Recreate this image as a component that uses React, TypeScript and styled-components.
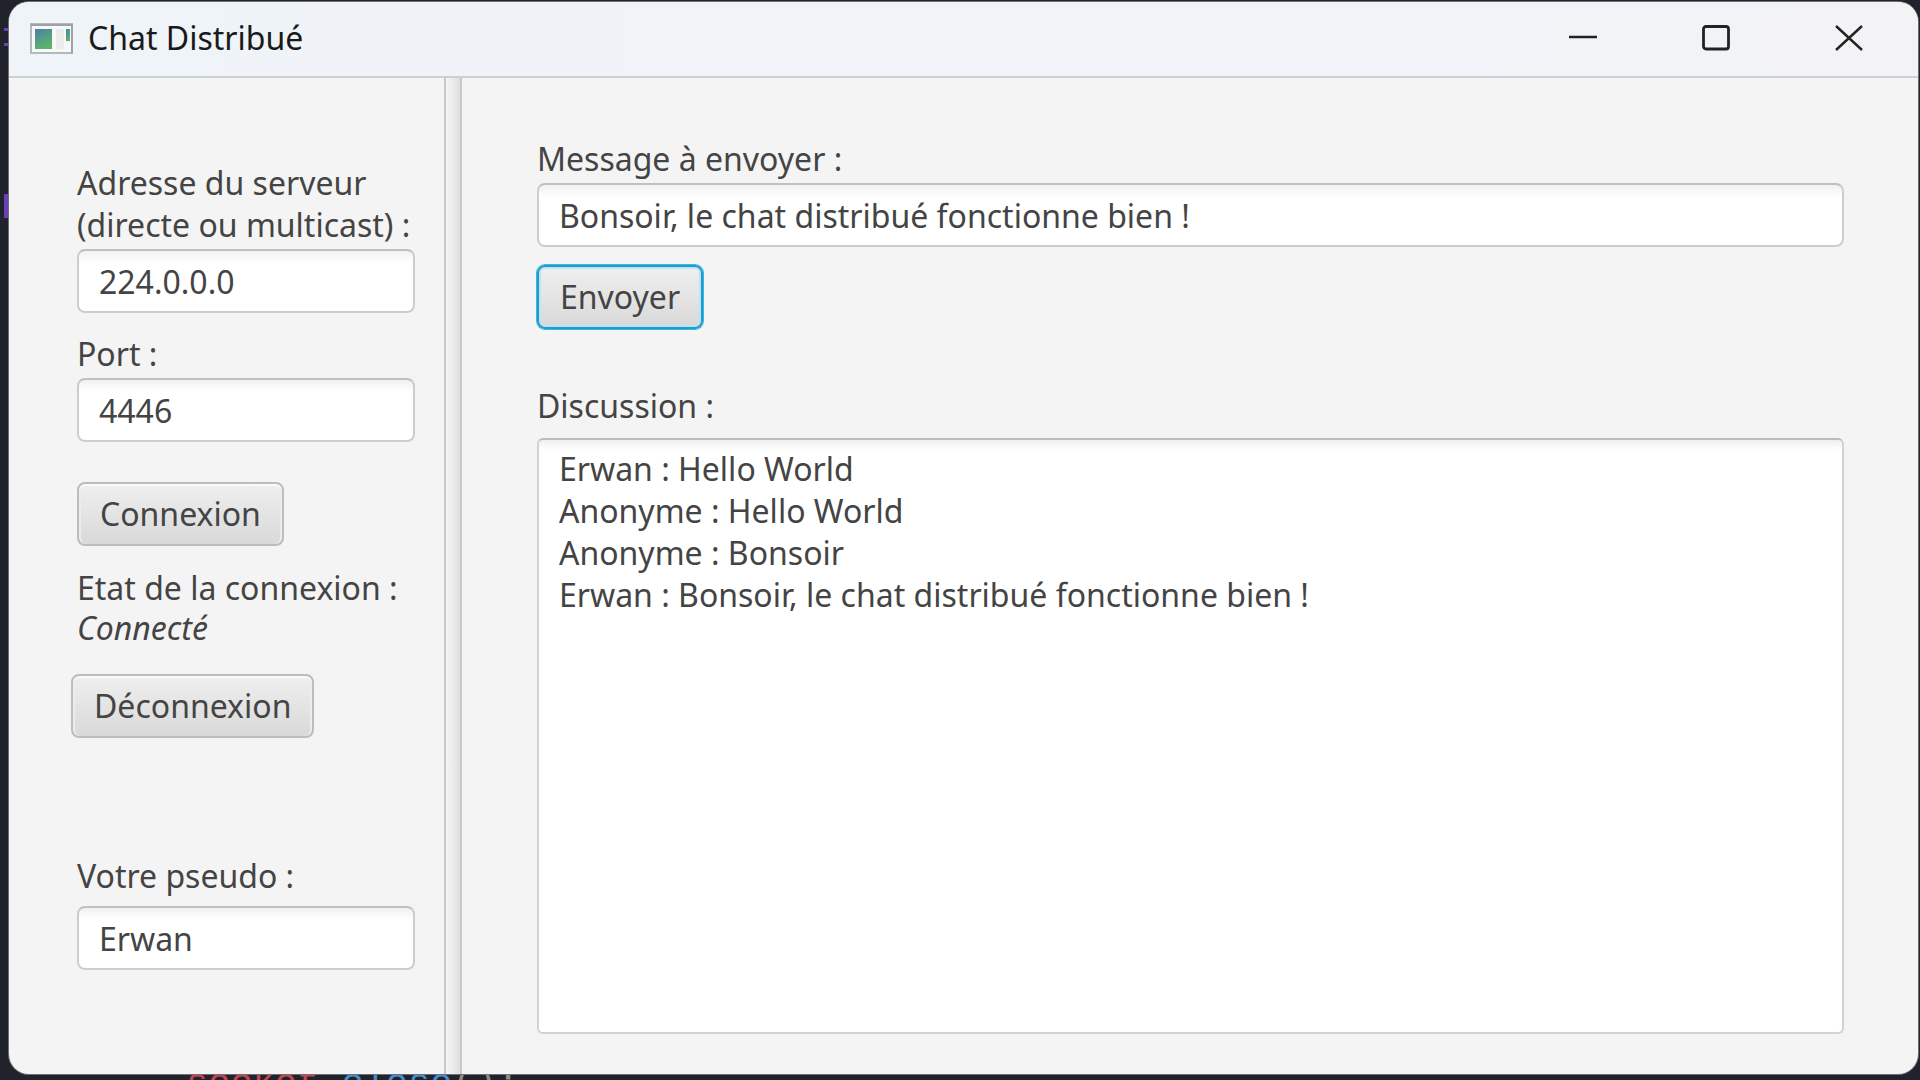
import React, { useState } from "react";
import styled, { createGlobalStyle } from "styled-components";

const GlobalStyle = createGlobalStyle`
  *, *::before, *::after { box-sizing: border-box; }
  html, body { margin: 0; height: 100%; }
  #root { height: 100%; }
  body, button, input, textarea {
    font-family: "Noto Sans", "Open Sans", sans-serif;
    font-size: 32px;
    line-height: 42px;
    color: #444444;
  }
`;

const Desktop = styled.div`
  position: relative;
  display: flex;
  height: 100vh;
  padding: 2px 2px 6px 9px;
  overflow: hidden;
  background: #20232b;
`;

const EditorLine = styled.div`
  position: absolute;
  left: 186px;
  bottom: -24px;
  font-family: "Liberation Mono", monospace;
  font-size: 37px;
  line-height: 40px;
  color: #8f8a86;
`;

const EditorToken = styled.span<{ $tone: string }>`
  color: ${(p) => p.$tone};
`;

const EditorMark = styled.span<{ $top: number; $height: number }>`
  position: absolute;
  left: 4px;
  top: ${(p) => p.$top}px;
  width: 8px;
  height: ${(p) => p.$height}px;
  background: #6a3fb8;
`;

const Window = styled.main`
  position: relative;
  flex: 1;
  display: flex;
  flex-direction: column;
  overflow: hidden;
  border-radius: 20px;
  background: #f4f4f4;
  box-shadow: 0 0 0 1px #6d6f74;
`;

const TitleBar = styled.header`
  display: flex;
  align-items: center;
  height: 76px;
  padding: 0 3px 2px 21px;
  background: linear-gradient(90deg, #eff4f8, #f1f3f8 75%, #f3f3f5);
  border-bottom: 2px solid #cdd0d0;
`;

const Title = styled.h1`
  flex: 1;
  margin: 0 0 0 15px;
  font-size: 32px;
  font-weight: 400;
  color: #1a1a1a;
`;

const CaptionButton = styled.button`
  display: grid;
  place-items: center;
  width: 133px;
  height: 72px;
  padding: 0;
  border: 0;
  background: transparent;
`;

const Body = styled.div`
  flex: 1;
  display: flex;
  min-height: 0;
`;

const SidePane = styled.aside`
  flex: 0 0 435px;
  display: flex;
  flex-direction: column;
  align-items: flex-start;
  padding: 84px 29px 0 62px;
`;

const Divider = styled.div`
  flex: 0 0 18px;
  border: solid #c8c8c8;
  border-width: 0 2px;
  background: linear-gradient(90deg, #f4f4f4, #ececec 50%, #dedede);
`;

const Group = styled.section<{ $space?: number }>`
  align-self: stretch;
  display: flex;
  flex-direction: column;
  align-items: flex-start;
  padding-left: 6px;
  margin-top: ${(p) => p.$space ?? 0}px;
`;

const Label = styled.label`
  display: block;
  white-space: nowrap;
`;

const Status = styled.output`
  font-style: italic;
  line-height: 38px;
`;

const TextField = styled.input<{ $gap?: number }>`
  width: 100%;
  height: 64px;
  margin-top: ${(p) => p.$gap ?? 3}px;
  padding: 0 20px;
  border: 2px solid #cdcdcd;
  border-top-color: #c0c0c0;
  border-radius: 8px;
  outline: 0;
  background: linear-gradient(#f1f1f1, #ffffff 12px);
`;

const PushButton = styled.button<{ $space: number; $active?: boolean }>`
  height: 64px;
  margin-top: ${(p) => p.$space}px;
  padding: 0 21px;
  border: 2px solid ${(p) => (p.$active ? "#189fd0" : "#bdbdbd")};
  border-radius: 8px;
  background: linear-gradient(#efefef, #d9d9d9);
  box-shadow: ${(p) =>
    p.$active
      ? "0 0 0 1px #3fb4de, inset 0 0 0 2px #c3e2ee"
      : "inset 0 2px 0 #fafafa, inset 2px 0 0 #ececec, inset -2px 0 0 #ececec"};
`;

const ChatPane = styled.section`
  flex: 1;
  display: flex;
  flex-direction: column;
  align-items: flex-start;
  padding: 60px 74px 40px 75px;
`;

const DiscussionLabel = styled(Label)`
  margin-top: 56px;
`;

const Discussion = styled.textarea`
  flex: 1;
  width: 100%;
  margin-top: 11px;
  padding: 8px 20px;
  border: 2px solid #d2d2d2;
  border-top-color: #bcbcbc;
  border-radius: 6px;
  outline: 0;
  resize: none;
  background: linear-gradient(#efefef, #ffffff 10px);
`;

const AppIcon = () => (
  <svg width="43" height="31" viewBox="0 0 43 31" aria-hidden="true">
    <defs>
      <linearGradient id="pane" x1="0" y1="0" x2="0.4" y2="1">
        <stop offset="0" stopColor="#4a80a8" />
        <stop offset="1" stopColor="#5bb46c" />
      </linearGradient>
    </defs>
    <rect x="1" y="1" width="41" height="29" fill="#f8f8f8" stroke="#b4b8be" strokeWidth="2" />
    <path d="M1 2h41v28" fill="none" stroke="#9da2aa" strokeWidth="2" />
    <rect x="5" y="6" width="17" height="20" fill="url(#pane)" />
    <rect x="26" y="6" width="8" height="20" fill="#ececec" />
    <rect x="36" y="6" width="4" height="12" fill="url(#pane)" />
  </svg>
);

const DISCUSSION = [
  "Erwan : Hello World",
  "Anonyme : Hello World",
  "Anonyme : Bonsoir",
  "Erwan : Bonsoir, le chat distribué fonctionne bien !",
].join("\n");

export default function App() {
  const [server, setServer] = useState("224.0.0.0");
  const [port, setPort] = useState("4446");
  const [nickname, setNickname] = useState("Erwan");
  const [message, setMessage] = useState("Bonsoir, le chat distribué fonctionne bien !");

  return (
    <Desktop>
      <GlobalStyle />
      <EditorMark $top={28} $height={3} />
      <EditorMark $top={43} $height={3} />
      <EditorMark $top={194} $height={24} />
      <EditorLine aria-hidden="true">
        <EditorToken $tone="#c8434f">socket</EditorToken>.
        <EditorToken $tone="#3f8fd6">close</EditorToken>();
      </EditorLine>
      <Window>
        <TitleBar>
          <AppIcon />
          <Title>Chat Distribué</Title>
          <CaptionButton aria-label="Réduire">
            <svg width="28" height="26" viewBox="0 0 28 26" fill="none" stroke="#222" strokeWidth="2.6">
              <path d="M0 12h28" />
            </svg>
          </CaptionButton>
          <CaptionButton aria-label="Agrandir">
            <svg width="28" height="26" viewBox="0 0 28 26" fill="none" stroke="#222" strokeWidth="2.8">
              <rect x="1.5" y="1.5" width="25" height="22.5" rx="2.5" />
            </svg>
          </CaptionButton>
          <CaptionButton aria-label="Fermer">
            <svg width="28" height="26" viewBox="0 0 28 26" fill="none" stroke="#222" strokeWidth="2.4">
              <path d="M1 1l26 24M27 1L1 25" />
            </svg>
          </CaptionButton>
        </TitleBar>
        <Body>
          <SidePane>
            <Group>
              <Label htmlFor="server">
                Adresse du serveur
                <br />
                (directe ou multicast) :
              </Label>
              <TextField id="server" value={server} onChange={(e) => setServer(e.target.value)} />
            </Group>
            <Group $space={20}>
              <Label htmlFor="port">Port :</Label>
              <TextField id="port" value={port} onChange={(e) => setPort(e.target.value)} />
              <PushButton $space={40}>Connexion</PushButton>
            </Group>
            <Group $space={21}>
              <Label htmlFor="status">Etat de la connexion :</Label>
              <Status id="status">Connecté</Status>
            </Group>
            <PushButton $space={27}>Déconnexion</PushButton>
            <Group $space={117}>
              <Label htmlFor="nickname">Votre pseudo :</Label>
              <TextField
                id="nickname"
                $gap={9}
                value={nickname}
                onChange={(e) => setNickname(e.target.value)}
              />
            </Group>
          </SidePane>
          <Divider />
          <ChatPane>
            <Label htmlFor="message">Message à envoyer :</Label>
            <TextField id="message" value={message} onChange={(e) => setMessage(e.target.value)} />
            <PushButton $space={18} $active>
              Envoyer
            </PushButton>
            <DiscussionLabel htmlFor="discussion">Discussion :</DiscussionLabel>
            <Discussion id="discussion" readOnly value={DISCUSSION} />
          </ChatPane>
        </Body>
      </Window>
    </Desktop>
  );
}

==

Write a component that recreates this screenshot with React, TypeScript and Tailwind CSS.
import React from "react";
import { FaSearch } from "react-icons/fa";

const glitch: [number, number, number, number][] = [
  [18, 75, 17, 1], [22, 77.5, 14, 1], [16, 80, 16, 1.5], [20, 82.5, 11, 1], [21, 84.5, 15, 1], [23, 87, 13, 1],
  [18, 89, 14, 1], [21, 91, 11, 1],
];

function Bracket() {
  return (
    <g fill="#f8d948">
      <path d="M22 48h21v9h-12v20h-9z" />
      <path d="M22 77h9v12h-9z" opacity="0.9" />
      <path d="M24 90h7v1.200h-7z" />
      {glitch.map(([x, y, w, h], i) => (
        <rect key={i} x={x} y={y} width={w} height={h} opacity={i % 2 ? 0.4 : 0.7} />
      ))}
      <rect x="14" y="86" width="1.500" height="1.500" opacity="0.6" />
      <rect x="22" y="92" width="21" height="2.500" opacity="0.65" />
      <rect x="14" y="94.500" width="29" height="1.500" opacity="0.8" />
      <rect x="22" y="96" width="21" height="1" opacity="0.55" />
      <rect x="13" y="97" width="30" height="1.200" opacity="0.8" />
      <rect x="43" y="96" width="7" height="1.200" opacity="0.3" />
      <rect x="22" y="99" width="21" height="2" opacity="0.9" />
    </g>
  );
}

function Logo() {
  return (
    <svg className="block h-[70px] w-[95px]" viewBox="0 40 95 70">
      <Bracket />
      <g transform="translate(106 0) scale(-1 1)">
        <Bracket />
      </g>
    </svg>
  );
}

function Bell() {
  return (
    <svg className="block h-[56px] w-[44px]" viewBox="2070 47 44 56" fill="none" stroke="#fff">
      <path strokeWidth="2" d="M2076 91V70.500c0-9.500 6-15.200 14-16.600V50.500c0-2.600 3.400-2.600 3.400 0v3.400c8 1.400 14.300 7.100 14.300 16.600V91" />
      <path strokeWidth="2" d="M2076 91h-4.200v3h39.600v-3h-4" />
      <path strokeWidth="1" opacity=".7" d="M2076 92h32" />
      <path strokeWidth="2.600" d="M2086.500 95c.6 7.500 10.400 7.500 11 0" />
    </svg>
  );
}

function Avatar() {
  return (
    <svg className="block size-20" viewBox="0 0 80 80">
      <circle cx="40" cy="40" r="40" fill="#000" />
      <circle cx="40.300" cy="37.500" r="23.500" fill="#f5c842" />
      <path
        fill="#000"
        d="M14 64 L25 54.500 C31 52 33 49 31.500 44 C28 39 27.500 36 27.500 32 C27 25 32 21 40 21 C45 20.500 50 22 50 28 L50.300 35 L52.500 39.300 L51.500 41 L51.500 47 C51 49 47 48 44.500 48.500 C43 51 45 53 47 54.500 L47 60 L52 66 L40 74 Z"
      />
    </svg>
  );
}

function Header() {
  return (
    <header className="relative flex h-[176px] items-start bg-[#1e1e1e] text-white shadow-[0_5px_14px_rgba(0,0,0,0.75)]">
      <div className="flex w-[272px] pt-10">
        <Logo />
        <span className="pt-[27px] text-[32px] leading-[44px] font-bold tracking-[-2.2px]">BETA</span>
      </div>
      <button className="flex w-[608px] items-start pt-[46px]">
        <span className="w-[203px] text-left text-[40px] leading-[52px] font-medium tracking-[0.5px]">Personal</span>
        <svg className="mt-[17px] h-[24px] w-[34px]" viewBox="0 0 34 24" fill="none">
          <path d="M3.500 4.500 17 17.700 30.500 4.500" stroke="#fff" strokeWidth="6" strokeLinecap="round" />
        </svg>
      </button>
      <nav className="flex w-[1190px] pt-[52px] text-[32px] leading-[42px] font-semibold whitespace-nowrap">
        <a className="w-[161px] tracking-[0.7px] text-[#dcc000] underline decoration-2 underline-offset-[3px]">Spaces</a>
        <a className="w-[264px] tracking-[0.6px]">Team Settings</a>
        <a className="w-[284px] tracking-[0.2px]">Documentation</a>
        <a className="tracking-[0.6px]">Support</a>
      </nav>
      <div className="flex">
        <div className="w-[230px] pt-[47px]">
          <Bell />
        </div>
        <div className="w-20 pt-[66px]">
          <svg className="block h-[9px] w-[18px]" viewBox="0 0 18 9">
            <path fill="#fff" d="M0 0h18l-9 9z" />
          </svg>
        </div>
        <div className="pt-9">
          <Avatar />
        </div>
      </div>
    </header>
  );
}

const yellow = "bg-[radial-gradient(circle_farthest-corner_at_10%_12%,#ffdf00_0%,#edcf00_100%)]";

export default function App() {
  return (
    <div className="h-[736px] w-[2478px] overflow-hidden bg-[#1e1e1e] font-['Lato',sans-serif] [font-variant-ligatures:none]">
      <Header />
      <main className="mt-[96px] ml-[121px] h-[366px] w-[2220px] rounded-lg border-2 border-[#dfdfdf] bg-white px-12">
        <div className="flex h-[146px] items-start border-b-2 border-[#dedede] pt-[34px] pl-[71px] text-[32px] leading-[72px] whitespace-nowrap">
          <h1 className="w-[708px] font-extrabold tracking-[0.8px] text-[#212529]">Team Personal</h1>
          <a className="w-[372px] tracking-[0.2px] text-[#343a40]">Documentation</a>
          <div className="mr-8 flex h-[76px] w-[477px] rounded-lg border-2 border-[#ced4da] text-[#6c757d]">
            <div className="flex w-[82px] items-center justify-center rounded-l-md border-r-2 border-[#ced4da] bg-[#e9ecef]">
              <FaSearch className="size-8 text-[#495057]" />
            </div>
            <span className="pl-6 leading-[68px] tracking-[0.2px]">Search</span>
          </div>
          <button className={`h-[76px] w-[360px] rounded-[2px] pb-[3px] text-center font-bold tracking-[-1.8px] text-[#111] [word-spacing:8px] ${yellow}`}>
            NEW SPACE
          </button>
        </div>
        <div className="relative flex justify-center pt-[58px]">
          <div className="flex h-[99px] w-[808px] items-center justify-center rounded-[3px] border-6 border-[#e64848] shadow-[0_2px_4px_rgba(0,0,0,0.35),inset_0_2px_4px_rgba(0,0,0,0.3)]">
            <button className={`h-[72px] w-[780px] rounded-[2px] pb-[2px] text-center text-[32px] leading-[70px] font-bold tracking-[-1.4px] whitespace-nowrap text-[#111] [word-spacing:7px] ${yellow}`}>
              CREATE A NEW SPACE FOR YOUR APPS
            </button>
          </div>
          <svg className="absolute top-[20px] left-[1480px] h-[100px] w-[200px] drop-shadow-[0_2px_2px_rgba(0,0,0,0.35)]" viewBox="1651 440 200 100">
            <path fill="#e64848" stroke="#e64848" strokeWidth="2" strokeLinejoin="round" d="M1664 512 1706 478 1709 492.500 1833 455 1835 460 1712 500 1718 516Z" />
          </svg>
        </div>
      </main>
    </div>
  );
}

### INSTRUCTIONS TO FOLLOW
Go through the material above and count the lines that contain "components"; give that number alone.

### COMPLETED EXERCISE
2